The financial independence genre is well-populated with books about safe withdrawal rates, index fund allocation, and the mechanics of early retirement. Those books exist, they are useful, and I am not recommending any of them here. The problem they solve is a financial engineering problem, and it has been solved adequately enough that the marginal value of another book in the genre is low. The problem that has not been solved — the one that precedes every investment decision — is the question of what you are trying to become free to do. The books below are the ones that actually address that question.

The most direct treatment is Man's Search for Meaning by Viktor Frankl. Frankl was a psychiatrist who survived four concentration camps and emerged with a theory that applies directly to the financial independence question: meaning is not found in freedom from constraints but in freely chosen commitments to something beyond yourself. The pursuit of financial independence, taken to its logical conclusion, produces freedom from obligation. Frankl's argument is that freedom from obligation is not sufficient for a good life and may be actively harmful to it — that what gives life structure and intensity is not the absence of constraint but the presence of something worth straining against. This does not argue against pursuing financial independence. It argues that pursuing it without having a clear answer to the "what then?" question is optimizing for the wrong variable. The book is short, concentrated, and irreplaceable.

Meditations by Marcus Aurelius is relevant here for the Stoic doctrine of indifference to externals — which is the philosophical framework most aligned with what the financial independence community is actually practicing, whether they know it or not. Aurelius was the most powerful man in the world and spent his private journal arguing that wealth, status, and influence are not goods in themselves but instruments that can be used well or badly. The discipline the Stoics called preferred indifferents — things that are fine to pursue but should not be conditions of your happiness — maps directly onto the attitude toward money that makes FI a useful project rather than a compulsive one. If you are pursuing financial independence because you need to feel safe, Aurelius is worth reading before you hit your number; if you are pursuing it because you have a clear project you want to give more time to, Aurelius will confirm you are doing it right.

The Tao Te Ching in Stephen Mitchell's translation is the most compact account available of the case for sufficiency — the idea that enough is a real category, not just a number on a spreadsheet, and that knowing when you have enough requires a kind of attentiveness that consumer culture actively works against. Mitchell's version is readable in an hour. The argument runs throughout: the Tao gives without accumulating, acts without possessing, leads without dominating. For people who have developed an awareness of their own patterns of grasping and avoidance — which is what financial independence planning often produces as a side effect — the Tao Te Ching provides a philosophical vocabulary for what they have noticed.

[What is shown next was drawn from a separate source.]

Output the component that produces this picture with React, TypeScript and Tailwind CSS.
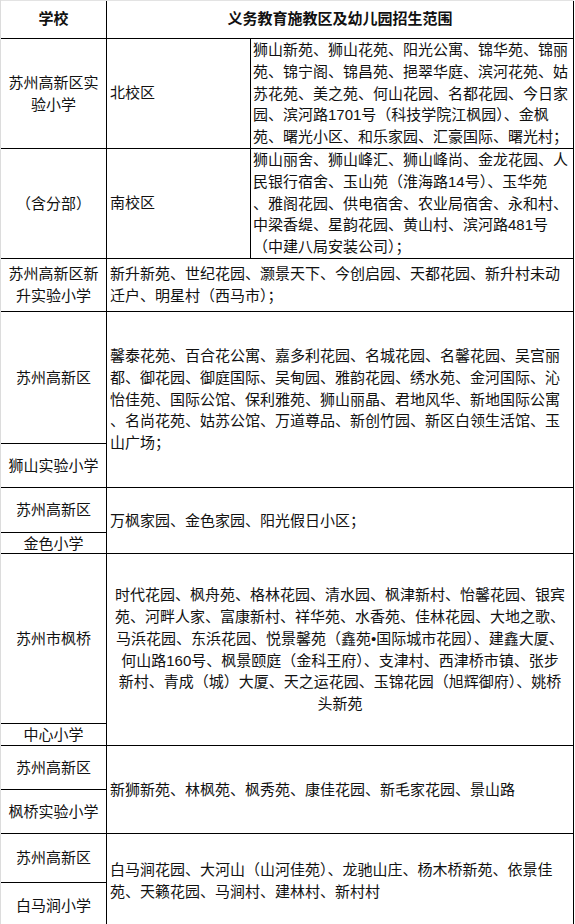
import React from 'react';

type LinesProps = { lines: string[]; center?: boolean };

function Lines({ lines, center }: LinesProps) {
  return (
    <div className={center ? 'flex flex-col items-center' : 'flex flex-col'}>
      {lines.map((l, i) => (
        <div key={i} className="whitespace-nowrap leading-[21.7px]">
          {l}
        </div>
      ))}
    </div>
  );
}

// left column cell, optionally split in two stacked parts
function School({ top, bottom, topH }: { top: string[]; bottom?: string; topH?: string }) {
  if (!bottom) {
    return (
      <div className="w-[106px] shrink-0 border-r border-black flex items-center justify-center text-center">
        <Lines lines={top} center />
      </div>
    );
  }
  return (
    <div className="w-[106px] shrink-0 border-r border-black flex flex-col">
      <div className={`${topH} shrink-0 border-b border-black flex items-center justify-center`}>
        <Lines lines={top} center />
      </div>
      <div className="flex-1 flex items-center justify-center">
        <Lines lines={[bottom]} center />
      </div>
    </div>
  );
}

function Area({ lines, center }: LinesProps) {
  return (
    <div className={`w-[467px] shrink-0 border-r border-black flex items-center ${center ? 'justify-center' : 'pl-[3px]'}`}>
      <Lines lines={lines} center={center} />
    </div>
  );
}

function Campus({ name, lines }: { name: string; lines: string[] }) {
  return (
    <>
      <div className="w-[144px] shrink-0 border-r border-black flex items-center pl-[3px]">{name}</div>
      <div className="w-[323px] shrink-0 border-r border-black flex items-center pl-[2px]">
        <Lines lines={lines} />
      </div>
    </>
  );
}

export default function App() {
  return (
    <div className="w-[575px] min-h-[924px] bg-white text-[15px] text-[#111] [font-family:'Liberation_Sans','Noto_Sans_CJK_SC',sans-serif]">
      <div className="w-[574px] border-l border-[#dcdcdc]">
        {/* header */}
        <div className="flex h-[39px] border-t border-t-[#e3e3e3] border-b border-b-black font-bold">
          <div className="w-[106px] shrink-0 border-r border-black flex items-center justify-center">学校</div>
          <div className="w-[467px] shrink-0 border-r border-black flex items-center justify-center">
            义务教育施教区及幼儿园招生范围
          </div>
        </div>

        {/* 实验小学 北校区 */}
        <div className="flex h-[110px] border-b border-black">
          <School top={['苏州高新区实', '验小学']} />
          <Campus
            name="北校区"
            lines={[
              '狮山新苑、狮山花苑、阳光公寓、锦华苑、锦丽',
              '苑、锦宁阁、锦昌苑、挹翠华庭、滨河花苑、姑',
              '苏花苑、美之苑、何山花园、名都花园、今日家',
              '园、滨河路1701号（科技学院江枫园）、金枫',
              '苑、曙光小区、和乐家园、汇豪国际、曙光村；',
            ]}
          />
        </div>

        {/* 实验小学 南校区 */}
        <div className="flex h-[110px] border-b border-black">
          <School top={['（含分部）']} />
          <Campus
            name="南校区"
            lines={[
              '狮山丽舍、狮山峰汇、狮山峰尚、金龙花园、人',
              '民银行宿舍、玉山苑（淮海路14号）、玉华苑',
              '、雅阁花园、供电宿舍、农业局宿舍、永和村、',
              '中梁香缇、星韵花园、黄山村、滨河路481号',
              '（中建八局安装公司）；',
            ]}
          />
        </div>

        {/* 新升 */}
        <div className="flex h-[53px] border-b border-black">
          <School top={['苏州高新区新', '升实验小学']} />
          <Area
            lines={['新升新苑、世纪花园、灏景天下、今创启园、天都花园、新升村未动', '迁户、明星村（西马市）；']}
          />
        </div>

        {/* 狮山 */}
        <div className="flex h-[176px] border-b border-black">
          <School top={['苏州高新区']} bottom="狮山实验小学" topH="h-[132px]" />
          <Area
            lines={[
              '馨泰花苑、百合花公寓、嘉多利花园、名城花园、名馨花园、吴宫丽',
              '都、御花园、御庭国际、吴甸园、雅韵花园、绣水苑、金河国际、沁',
              '怡佳苑、国际公馆、保利雅苑、狮山丽晶、君地风华、新地国际公寓',
              '、名尚花苑、姑苏公馆、万道尊品、新创竹园、新区白领生活馆、玉',
              '山广场；',
            ]}
          />
        </div>

        {/* 金色 */}
        <div className="flex h-[66px] border-b border-black">
          <School top={['苏州高新区']} bottom="金色小学" topH="h-[45px]" />
          <Area lines={['万枫家园、金色家园、阳光假日小区；']} />
        </div>

        {/* 枫桥中心 */}
        <div className="flex h-[192px] border-b border-black">
          <School top={['苏州市枫桥']} bottom="中心小学" topH="h-[170px]" />
          <Area
            center
            lines={[
              '时代花园、枫舟苑、格林花园、清水园、枫津新村、怡馨花园、银宾',
              '苑、河畔人家、富康新村、祥华苑、水香苑、佳林花园、大地之歌、',
              '马浜花园、东浜花园、悦景馨苑（鑫苑•国际城市花园）、建鑫大厦、',
              '何山路160号、枫景颐庭（金科王府）、支津村、西津桥市镇、张步',
              '新村、青成（城）大厦、天之运花园、玉锦花园（旭辉御府）、姚桥',
              '头新苑',
            ]}
          />
        </div>

        {/* 枫桥实验 */}
        <div className="flex h-[88px] border-b border-black">
          <School top={['苏州高新区']} bottom="枫桥实验小学" topH="h-[44px]" />
          <Area lines={['新狮新苑、林枫苑、枫秀苑、康佳花园、新毛家花园、景山路']} />
        </div>

        {/* 白马涧 */}
        <div className="flex h-[95px] border-b border-black">
          <School top={['苏州高新区']} bottom="白马涧小学" topH="h-[49px]" />
          <Area
            lines={['白马涧花园、大河山（山河佳苑）、龙驰山庄、杨木桥新苑、依景佳', '苑、天籁花园、马涧村、建林村、新村村']}
          />
        </div>
      </div>
    </div>
  );
}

John Williams's Stoner is the most uncomfortable book on this list for FI readers, because it depicts a life that is, financially, a near-complete failure — Stoner spends his entire career as a junior professor, never advances, leaves nothing behind in the ordinary sense — and insists that the life was nonetheless worth living. Not comfortable, not successful, not recognized. But worth living. The argument Williams makes is entirely about the quality of engagement with work and with other people, stripped of every external measure. For people who are pursuing FI to escape work they find meaningless, Stoner is a useful question: if you could work on things that engaged you at the level Stoner is engaged by his work, would you still be optimizing for exit? Not a rhetorical question. A genuine one.

Joan Didion's The Year of Magical Thinking belongs here because it is about what happens to your planning frameworks when the person you were planning with disappears. Didion's husband died suddenly over dinner and the book is her account of the year that followed — of how grief disrupts the structures of ordinary time, how the future that was being constructed dissolves, how a person who is extremely competent and self-aware can still be overtaken by the irrational. It is relevant to financial independence because FI is an exercise in long-horizon planning, and long-horizon planning is an exercise in imagining a future with certain people in it. Didion's account of the year after that premise was removed is one of the clearest available. It is not an argument against planning. It is an argument for knowing what the planning is actually for.

The common thread: all of these books force the question of what you are trying to make possible, rather than assuming the answer is obvious. Most financial independence literature is excellent on how; these books are the necessary companion on why. They are worth reading before you start optimizing, not after you reach the number and wonder what the number was for.